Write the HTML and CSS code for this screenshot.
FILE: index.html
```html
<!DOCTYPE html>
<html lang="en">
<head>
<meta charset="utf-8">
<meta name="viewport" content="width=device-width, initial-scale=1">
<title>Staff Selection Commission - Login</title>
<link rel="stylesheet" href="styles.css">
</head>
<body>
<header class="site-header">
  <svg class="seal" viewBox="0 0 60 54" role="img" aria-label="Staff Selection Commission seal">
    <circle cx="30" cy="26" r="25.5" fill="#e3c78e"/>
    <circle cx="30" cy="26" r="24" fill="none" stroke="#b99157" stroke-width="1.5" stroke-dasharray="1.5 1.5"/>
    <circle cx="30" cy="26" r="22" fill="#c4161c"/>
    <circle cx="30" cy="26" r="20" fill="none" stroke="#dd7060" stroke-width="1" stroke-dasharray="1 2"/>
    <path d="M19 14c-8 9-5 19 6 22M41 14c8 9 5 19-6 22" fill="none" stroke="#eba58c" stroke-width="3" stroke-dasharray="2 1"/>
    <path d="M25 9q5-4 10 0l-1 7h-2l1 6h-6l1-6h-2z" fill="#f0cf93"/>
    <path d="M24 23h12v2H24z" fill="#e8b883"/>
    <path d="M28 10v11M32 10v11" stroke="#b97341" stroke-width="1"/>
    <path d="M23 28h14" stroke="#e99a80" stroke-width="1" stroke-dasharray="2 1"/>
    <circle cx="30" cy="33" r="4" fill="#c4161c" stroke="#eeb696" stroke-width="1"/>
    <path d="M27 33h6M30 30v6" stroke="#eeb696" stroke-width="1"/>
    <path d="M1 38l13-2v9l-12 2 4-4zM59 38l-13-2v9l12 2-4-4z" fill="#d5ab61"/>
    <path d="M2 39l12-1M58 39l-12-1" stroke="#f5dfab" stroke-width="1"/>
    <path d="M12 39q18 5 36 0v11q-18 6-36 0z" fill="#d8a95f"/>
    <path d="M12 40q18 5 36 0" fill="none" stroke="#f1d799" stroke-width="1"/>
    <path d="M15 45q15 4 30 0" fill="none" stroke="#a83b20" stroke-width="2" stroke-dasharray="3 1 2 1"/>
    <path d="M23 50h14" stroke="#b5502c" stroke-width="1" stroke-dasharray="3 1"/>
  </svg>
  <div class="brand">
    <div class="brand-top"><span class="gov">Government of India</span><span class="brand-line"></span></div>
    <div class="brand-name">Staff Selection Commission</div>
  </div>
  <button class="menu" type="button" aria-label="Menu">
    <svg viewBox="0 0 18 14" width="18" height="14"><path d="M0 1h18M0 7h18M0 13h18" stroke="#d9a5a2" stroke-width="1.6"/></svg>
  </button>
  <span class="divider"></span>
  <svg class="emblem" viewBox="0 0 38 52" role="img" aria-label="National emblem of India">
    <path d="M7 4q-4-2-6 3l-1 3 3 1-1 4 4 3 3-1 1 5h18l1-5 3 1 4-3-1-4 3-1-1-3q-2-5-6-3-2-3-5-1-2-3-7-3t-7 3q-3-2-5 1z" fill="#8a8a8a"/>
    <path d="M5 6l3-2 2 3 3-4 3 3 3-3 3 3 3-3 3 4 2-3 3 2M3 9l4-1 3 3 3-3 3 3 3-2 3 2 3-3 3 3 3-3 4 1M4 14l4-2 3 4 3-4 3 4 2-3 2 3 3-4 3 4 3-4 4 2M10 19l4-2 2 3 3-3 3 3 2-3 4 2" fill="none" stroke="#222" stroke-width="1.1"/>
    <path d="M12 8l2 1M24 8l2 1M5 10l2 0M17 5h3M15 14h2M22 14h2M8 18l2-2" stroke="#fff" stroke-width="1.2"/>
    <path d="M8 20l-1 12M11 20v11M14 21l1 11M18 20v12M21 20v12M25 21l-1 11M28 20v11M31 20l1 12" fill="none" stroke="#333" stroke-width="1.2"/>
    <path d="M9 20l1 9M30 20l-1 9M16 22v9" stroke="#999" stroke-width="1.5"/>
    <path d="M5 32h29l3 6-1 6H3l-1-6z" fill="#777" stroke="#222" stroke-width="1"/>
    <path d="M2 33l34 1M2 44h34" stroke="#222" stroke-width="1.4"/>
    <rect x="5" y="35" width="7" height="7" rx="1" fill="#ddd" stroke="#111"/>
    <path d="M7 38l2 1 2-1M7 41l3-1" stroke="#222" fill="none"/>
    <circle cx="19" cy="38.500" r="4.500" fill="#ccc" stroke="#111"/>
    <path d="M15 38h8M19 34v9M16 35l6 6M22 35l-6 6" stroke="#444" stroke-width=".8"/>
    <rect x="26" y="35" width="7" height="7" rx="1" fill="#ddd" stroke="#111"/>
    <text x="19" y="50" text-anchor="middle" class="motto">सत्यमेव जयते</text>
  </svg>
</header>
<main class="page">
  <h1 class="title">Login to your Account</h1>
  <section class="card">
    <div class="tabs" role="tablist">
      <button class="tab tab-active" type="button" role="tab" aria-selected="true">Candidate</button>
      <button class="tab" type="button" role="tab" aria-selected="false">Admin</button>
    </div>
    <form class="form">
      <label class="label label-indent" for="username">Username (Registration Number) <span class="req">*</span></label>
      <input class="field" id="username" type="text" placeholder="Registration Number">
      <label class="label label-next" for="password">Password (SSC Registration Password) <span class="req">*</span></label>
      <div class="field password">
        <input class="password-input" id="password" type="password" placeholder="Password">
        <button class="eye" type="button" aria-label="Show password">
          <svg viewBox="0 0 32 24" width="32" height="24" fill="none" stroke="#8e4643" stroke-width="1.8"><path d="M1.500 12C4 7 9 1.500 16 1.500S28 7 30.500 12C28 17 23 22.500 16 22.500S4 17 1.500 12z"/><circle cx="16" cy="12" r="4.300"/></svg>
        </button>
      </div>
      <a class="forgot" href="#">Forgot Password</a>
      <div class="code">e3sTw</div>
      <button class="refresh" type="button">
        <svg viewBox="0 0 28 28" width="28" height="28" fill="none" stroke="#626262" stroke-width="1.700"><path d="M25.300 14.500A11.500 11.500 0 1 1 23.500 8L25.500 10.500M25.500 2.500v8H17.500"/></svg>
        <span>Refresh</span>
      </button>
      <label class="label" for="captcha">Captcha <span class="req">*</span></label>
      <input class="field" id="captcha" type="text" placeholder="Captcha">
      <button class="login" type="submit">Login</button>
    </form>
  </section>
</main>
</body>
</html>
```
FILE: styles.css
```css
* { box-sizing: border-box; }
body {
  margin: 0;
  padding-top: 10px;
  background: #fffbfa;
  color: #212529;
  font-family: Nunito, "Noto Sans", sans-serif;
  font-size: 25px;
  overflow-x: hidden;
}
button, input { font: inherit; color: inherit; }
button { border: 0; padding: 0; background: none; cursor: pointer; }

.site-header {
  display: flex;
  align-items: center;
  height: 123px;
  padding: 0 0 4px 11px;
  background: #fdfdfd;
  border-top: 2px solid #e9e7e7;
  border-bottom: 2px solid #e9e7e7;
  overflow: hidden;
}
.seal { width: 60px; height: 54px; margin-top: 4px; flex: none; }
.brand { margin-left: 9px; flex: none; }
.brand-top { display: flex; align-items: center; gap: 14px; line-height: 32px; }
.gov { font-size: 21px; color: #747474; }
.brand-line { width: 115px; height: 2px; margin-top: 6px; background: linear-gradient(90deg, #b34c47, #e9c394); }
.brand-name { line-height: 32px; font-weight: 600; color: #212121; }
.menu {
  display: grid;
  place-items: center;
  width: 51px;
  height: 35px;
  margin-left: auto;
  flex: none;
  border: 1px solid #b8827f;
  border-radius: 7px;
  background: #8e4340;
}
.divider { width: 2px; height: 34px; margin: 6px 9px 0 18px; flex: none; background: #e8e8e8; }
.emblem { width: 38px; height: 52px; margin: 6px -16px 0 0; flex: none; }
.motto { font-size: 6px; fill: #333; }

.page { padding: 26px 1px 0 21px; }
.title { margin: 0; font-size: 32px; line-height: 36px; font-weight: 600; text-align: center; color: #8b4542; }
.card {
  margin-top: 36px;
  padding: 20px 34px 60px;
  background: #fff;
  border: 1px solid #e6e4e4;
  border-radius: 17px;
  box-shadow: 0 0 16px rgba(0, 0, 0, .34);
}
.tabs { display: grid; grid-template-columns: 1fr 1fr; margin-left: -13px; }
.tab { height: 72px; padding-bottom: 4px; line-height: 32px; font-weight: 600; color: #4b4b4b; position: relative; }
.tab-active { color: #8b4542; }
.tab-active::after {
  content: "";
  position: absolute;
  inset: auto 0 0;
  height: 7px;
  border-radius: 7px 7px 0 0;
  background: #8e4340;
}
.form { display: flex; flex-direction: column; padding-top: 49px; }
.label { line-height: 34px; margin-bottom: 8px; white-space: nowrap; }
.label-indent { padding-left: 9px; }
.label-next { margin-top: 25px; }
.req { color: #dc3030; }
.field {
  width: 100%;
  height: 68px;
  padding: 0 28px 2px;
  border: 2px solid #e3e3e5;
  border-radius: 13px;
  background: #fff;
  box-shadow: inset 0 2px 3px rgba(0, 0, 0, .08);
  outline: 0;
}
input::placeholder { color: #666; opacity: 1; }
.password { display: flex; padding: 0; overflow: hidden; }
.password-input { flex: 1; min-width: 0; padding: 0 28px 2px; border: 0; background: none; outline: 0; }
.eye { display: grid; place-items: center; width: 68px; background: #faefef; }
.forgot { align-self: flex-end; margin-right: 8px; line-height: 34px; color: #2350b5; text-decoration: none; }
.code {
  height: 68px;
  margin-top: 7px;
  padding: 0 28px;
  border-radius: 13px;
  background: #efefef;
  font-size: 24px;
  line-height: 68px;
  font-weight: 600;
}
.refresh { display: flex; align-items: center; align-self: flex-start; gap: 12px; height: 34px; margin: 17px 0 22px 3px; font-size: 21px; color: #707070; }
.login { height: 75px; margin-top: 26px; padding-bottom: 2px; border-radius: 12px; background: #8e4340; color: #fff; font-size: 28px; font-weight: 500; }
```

--

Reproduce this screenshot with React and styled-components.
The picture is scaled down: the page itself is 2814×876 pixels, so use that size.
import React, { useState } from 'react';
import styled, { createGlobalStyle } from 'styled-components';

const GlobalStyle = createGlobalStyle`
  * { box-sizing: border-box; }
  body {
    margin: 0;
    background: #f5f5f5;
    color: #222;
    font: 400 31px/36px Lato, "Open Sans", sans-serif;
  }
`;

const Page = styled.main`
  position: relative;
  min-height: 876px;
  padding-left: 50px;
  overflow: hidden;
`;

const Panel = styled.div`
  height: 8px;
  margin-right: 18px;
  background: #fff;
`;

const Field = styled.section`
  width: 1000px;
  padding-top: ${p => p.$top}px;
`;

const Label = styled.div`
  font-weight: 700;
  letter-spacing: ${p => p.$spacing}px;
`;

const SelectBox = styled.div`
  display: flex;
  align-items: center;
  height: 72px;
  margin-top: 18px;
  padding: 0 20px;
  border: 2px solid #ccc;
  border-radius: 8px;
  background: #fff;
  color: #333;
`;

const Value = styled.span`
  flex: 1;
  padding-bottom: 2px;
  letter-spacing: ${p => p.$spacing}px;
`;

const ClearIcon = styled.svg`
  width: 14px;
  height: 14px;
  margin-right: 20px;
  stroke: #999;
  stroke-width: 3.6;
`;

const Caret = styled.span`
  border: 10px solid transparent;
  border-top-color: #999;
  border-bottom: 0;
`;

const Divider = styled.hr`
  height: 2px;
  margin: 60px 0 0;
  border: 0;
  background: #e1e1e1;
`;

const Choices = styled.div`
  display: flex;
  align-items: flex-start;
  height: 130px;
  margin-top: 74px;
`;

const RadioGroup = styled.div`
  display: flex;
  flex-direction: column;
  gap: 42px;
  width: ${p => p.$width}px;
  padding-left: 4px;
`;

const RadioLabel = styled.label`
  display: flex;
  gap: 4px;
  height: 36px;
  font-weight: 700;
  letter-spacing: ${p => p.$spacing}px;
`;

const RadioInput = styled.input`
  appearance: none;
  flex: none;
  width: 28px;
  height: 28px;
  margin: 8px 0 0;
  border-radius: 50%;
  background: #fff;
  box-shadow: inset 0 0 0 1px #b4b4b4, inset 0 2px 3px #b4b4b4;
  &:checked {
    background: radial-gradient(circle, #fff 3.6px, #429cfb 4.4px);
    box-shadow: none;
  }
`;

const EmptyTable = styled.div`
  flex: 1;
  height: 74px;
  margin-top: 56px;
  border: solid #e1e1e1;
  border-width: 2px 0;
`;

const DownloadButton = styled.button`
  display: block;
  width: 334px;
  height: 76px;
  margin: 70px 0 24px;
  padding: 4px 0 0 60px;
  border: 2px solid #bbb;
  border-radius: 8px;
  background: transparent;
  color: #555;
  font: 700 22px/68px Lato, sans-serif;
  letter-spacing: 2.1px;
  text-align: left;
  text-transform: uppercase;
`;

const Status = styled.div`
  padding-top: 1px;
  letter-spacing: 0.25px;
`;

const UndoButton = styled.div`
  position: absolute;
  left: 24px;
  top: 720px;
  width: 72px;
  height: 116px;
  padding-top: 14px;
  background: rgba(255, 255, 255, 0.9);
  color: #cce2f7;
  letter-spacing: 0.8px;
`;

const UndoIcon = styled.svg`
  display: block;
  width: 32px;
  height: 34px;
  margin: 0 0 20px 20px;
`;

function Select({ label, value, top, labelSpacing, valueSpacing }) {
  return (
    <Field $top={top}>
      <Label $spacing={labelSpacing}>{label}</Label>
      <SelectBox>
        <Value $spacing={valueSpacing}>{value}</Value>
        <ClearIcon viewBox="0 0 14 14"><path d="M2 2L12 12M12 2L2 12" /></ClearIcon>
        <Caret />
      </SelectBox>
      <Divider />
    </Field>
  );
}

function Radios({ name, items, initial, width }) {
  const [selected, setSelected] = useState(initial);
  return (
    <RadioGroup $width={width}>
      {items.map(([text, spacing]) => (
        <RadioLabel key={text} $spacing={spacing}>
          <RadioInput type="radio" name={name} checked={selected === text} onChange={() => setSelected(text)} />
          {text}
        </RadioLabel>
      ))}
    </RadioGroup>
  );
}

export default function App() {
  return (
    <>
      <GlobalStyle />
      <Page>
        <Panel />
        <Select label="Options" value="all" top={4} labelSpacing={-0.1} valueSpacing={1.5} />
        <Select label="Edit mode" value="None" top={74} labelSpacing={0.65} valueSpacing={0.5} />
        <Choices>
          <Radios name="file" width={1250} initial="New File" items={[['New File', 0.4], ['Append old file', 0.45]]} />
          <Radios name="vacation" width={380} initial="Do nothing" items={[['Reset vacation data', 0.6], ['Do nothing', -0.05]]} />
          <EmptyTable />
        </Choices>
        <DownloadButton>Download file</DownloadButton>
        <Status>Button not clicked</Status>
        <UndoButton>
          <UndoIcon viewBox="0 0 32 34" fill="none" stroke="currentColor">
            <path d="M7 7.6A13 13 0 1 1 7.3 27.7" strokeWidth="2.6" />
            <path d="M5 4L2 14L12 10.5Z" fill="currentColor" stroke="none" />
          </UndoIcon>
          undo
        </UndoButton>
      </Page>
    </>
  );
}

§ **Exercise description**
Search the lines above for the string "screenshot", then show every one that has it.

§ **Solved exercise**
Write the HTML and CSS code for this screenshot.
Reproduce this screenshot with React and styled-components.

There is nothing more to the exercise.